Jumat, 03 Maret 2023
Rabu, 01 Maret 2023
Hadiri Rakornas PEMDA dan FKUB, Wagub Ria Norsan Tekankan Kondusifitas Jelang Pemilu Tahun 2024
![]() |
Hadiri Rakornas Pemda dan FKUB Wagub Ria Norsan Tekankan Kondusifitas Jelang Pemilu Tahun 2024. |
TANGERANG - Wakil Gubernur Kalimantan Barat Drs. H. Ria Norsan M.M., M.H., menghadiri Rapat Koordinasi Nasional (Rakornas) Pemerintah Daerah dan Forum Kerukunan Umat Beragama (FKUB) Tahun 2023 di Hotel Novotel Tangerang, Banten, Selasa (28/2/2023).
Rakornas ini mengangkat tema “Sinergi Memantapkan Kerukunan Umat Beragama Dalam Mewujudkan Pemilu Yang Aman, Damai dan Harmoni" dibuka oleh Sekretaris Jenderal Kemendagri Suhajar Diantoro, dan turut dihadiri oleh Gubernur, Bupati/Walikota, Kaban Kesbangpol, Kepala Kanwil Kemenag dan Ketua FKUB se-Indonesia.
Seusai mengikuti kegiatan tersebut, Wagub Kalbar Ria Norsan menjelaskan akan pentingnya menjaga kerukunan antar umat beragama. Karena agama memainkan peranan yang penting dalam segala aspek kehidupan ini.
![]() |
Hadiri Rakornas Pemda dan FKUB Wagub Ria Norsan Tekankan Kondusifitas Jelang Pemilu Tahun 2024. |
“Kerukunan harus kita bangun sebagai modal utama menjaga integritas NKRI,” katanya.
Ia juga menyampaikan menjelang pilkada Tahun 2024, kepedulian masyarakat dan tokoh agama di Provinsi Kalbar sangat penting dalam menciptakan suasana Pemilu yang aman dan kondusif.
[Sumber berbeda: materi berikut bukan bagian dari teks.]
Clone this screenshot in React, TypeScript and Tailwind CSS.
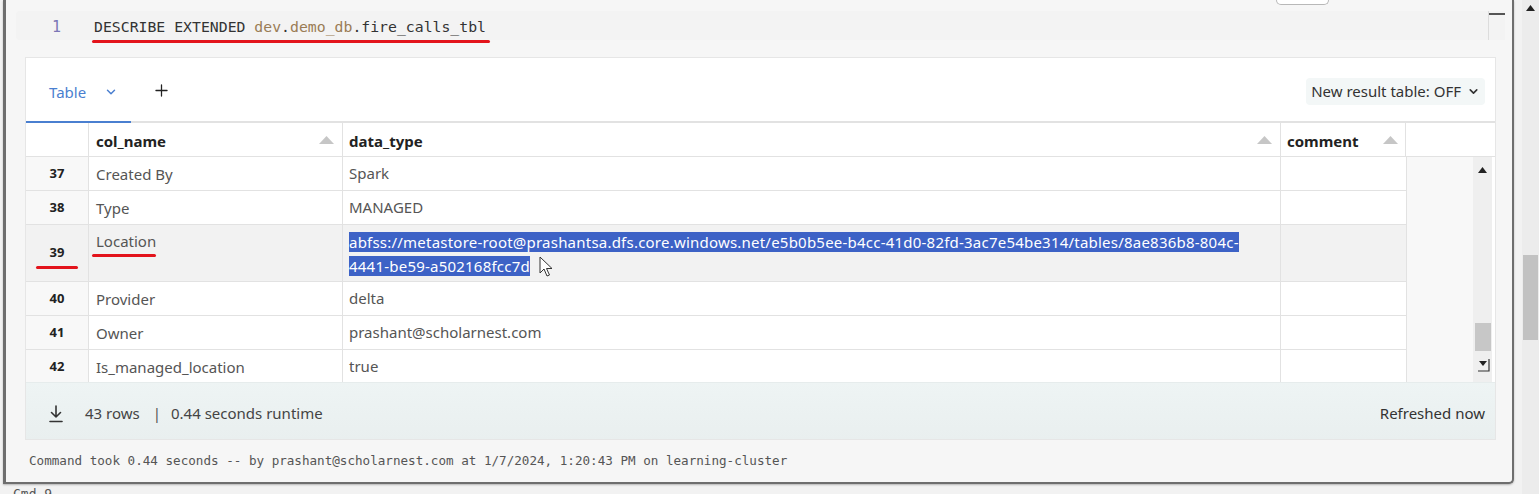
import React from "react";
import { ChevronDown, Plus } from "lucide-react";

function Tri() {
  return (
    <svg width="15" height="8" viewBox="0 0 15 8" className="shrink-0">
      <polygon points="7.5,0 15,8 0,8" fill="#c6c6c6" />
    </svg>
  );
}

function Cursor() {
  return (
    <svg width="14" height="22" viewBox="0 0 14 22" className="inline-block align-middle ml-[9px] -mt-[2px]">
      <path d="M1 1 L1 17 L5 13 L8 20 L10.5 19 L7.5 12.5 L13 12.5 Z" fill="#fff" stroke="#333" strokeWidth="1" strokeLinejoin="round" />
    </svg>
  );
}

const rows: { n: number; name: string; type: string }[] = [
  { n: 37, name: "Created By", type: "Spark" },
  { n: 38, name: "Type", type: "MANAGED" },
  { n: 39, name: "Location", type: "" },
  { n: 40, name: "Provider", type: "delta" },
  { n: 41, name: "Owner", type: "prashant@scholarnest.com" },
  { n: 42, name: "Is_managed_location", type: "true" },
];

export default function App() {
  return (
    <div className="w-[1539px] h-[494px] overflow-hidden bg-[#f2f2f2] flex font-['Noto_Sans',sans-serif]">
      <div className="w-[1522px] flex flex-col">
        {/* cell */}
        <div className="ml-[3px] w-[1511px] h-[484px] shrink-0 border-l-[3px] border-r-2 border-b-2 border-[#6e6e6e] rounded-br-[5px] bg-[#f6f6f6] flex flex-col shadow-[0_1px_2px_rgba(0,0,0,0.25)]">
          <div className="h-[11px] flex">
            <div className="ml-[1270px] w-[53px] h-[5px] border border-t-0 border-[#b8b8b8] rounded-b-[9px] bg-white" />
          </div>
          {/* editor */}
          <div className="ml-[10px] w-[1489px] h-[29px] bg-[#f3f3f3] rounded-l-[4px] flex items-center">
            <div className="w-[78px] pl-[36px] pt-[3px] text-[15px] text-[#7b76b6] font-['DejaVu_Sans_Mono',monospace]">1</div>
            <div className="pt-[3px] text-[14.8px] text-[#333] font-['DejaVu_Sans_Mono',monospace] whitespace-pre leading-[20px]">
              DESCRIBE EXTENDED <span className="text-[#9a7c55]">dev</span>.<span className="text-[#9a7c55]">demo_db</span>.fire_calls_tbl
            </div>
            <div className="ml-auto w-[17px] h-[29px] border-l border-[#dcdcdc] flex flex-col">
              <div className="mt-[2px] h-[2px] bg-[#555]" />
            </div>
          </div>
          <div className="ml-[86px] w-[398px] h-[3px] bg-[#e3141c] rounded-full" />
          {/* results panel */}
          <div className="mt-[14px] ml-[19px] w-[1471px] bg-white border border-[#e6e6e6] flex flex-col">
            {/* tab bar */}
            <div className="h-[65px] flex items-center border-b-2 border-[#e2e2e2] relative">
              <div className="w-[105px] h-[65px] flex items-center pl-[23px] border-b-2 border-[#4a7fd0] -mb-[2px] pt-[5px]">
                <span className="text-[15px] text-[#4a7fd0]">Table</span>
                <ChevronDown size={14} strokeWidth={2.5} className="ml-[18px] text-[#4a7fd0]" />
              </div>
              <Plus size={19} strokeWidth={1.6} className="ml-[21px] mt-[2px] text-[#222]" />
              <div className="ml-auto mr-[10px] mt-[4px] h-[27px] px-[5px] rounded-[4px] bg-[#f3f7f7] flex items-center text-[15px] text-[#333]">
                New result table: OFF
                <ChevronDown size={13} strokeWidth={3} className="ml-[6px] text-[#333]" />
              </div>
            </div>
            {/* header */}
            <div className="h-[34px] pt-[3px] flex border-b border-[#e2e2e2] text-[15px] font-bold text-[#222]">
              <div className="w-[63px] border-r border-[#e2e2e2] -mt-[3px]" />
              <div className="w-[254px] border-r border-[#e2e2e2] -mt-[3px] pt-[3px] flex items-center pl-[7px] pr-[8px]">
                <span>col_name</span>
                <div className="ml-auto -mt-[2px]"><Tri /></div>
              </div>
              <div className="w-[938px] border-r border-[#e2e2e2] -mt-[3px] pt-[3px] flex items-center pl-[6px] pr-[8px]">
                <span>data_type</span>
                <div className="ml-auto -mt-[2px]"><Tri /></div>
              </div>
              <div className="w-[125px] border-r border-[#e2e2e2] -mt-[3px] pt-[3px] flex items-center pl-[6px] pr-[7px]">
                <span>comment</span>
                <div className="ml-auto -mt-[2px]"><Tri /></div>
              </div>
              <div className="flex-1" />
            </div>
            {/* body */}
            <div className="flex h-[225px] overflow-hidden">
              <div className="w-[1380px] flex flex-col">
                {rows.map((r) => {
                  const sel = r.n === 39;
                  return (
                    <div
                      key={r.n}
                      className={
                        "flex shrink-0 border-b border-[#e2e2e2] text-[15px] text-[#555] " +
                        (sel ? "h-[57px] bg-[#f2f2f2]" : "h-[34px] bg-white")
                      }
                    >
                      <div className={"w-[63px] border-r border-[#e2e2e2] flex flex-col items-center justify-center text-[13px] font-bold text-[#222] " + (sel ? "bg-[#f2f2f2]" : "bg-[#f8f8f8]")}>
                        <span className={sel ? "mt-[6px]" : "mt-[1px]"}>{r.n}</span>
                        {sel && <div className="mt-[4px] w-[42px] h-[3px] bg-[#e3141c] rounded-full" />}
                      </div>
                      <div className={"w-[254px] border-r border-[#e2e2e2] pl-[7px] flex " + (sel ? "flex-col pt-[6px]" : "items-center")}>
                        <span className="leading-[20px]">{r.name}</span>
                        {sel && <div className="-ml-[4px] mt-[3px] w-[64px] h-[3px] bg-[#e3141c] rounded-full" />}
                      </div>
                      <div className={"w-[938px] border-r border-[#e2e2e2] pl-[6px] flex " + (sel ? "pt-[5px]" : "items-center")}>
                        {sel ? (
                          <div className="leading-[24px] text-[15px] text-white">
                            <span className="bg-[#3d62c6] tracking-[0.22px]">abfss://metastore-root@prashantsa.dfs.core.windows.net/e5b0b5ee-b4cc-41d0-82fd-3ac7e54be314/tables/8ae836b8-804c-</span>
                            <br />
                            <span className="bg-[#3d62c6] tracking-[0.22px]">4441-be59-a502168fcc7d</span>
                            <Cursor />
                          </div>
                        ) : (
                          <span>{r.type}</span>
                        )}
                      </div>
                      <div className="w-[125px]" />
                    </div>
                  );
                })}
              </div>
              <div className="w-[67px] bg-[#f8f8f8] border-l border-[#e2e2e2]" />
              <div className="w-[19px] bg-[#efefef] flex flex-col items-center">
                <svg width="9" height="6" viewBox="0 0 9 6" className="mt-[10px]">
                  <polygon points="4.5,0 9,6 0,6" fill="#222" />
                </svg>
                <div className="mt-[150px] w-[16px] h-[28px] bg-[#c7c7c7]" />
                <svg width="14" height="14" viewBox="0 0 14 14" className="mt-[7px]">
                  <polygon points="3,3 11,3 7,8" fill="#222" />
                  <path d="M13 1 V13 H2" stroke="#333" strokeWidth="1.2" fill="none" />
                </svg>
              </div>
              <div className="flex-1 bg-white" />
            </div>
            {/* footer */}
            <div className="h-[57px] pt-[5px] bg-[linear-gradient(#eef4f4,#e9efef)] flex items-center text-[15px] text-[#444] border-t border-[#e6ecec]">
              <svg width="16" height="20" viewBox="0 0 16 20" className="ml-[22px]">
                <path d="M8 2 V13 M3.5 8.5 L8 13 L12.5 8.5" stroke="#333" strokeWidth="1.6" fill="none" strokeLinecap="round" strokeLinejoin="round" />
                <path d="M2 17.5 H14" stroke="#333" strokeWidth="1.6" strokeLinecap="round" />
              </svg>
              <span className="ml-[21px]">43 rows</span>
              <span className="ml-[13px] text-[#555]">|</span>
              <span className="ml-[10px]">0.44 seconds runtime</span>
              <span className="ml-auto mr-[10px] text-[#333]">Refreshed now</span>
            </div>
          </div>
          <div className="mt-[13px] ml-[23px] text-[12.6px] leading-[16px] text-[#555] font-['DejaVu_Sans_Mono',monospace] whitespace-pre">
            Command took 0.44 seconds -- by prashant@scholarnest.com at 1/7/2024, 1:20:43 PM on learning-cluster
          </div>
        </div>
        <div className="ml-[13px] mt-[2px] text-[13px] leading-[16px] text-[#555] font-['DejaVu_Sans_Mono',monospace]">Cmd 9</div>
      </div>
      {/* page scrollbar */}
      <div className="w-[17px] bg-[#ececec] flex flex-col items-center">
        <svg width="9" height="6" viewBox="0 0 9 6" className="mt-[5px]">
          <polygon points="4.5,0 9,6 0,6" fill="#222" />
        </svg>
        <div className="mt-[244px] w-[15px] h-[85px] bg-[#c2c2c2]" />
      </div>
    </div>
  );
}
Hal ini karena apabila tidak melihat hal tersebut secara arif dan bijaksana, akan mudah memercikkan konflik yang sulit untuk hindari sebagai akibat dari berbagai perbedaan yang ada.
Dirinya juga menyampaikan apresiasi atas peran seluruh Forkopimda serta instansi terkait yang telah berperan menjaga kerukunan dan kekompakan antar umat beragama di Provinsi Kalbar.
“Kekompakan antar umat beragama sangat diperlukan mengingat Kalbar masyarakatnya tergolong heterogen dan merupakan miniatur Indonesia. Atas nama Pemerintah Provinsi Kalbar, saya mengucapkan terima kasih kepada jajaran Forkopimda, FKUB, semua elemen dan masyarakat Kalbar yang telah bekerjasama dengan Pemerintah dalam upaya menjaga keamanan dan kerukunan antar umat beragama. Hal baik ini harus terus dijaga dan dipertahankan sehingga pembangunan Kalbar terus terjaga dan tanpa ada gangguan yang terkait SARA, terutama menjelang Pemilu 2024,” jelasnya.
![]() |
Hadiri Rakornas Pemda dan FKUB Wagub Ria Norsan Tekankan Kondusifitas Jelang Pemilu Tahun 2024. |
Lebih lanjut, ia menyampaikan suhu politik menjelang Pemilu kian meningkat. Potensi terjadinya konflik, terutama konflik horizontal, bukan tidak mungkin terjadi apabila tidak diantisipasi sejak dini.
Ia meminta peran FKUB untuk dapat mewujudkan Pemilu damai, aman dan sejuk dalam rangka mensukseskan pesta demokrasi Pemilu yang sebentar lagi akan digelar.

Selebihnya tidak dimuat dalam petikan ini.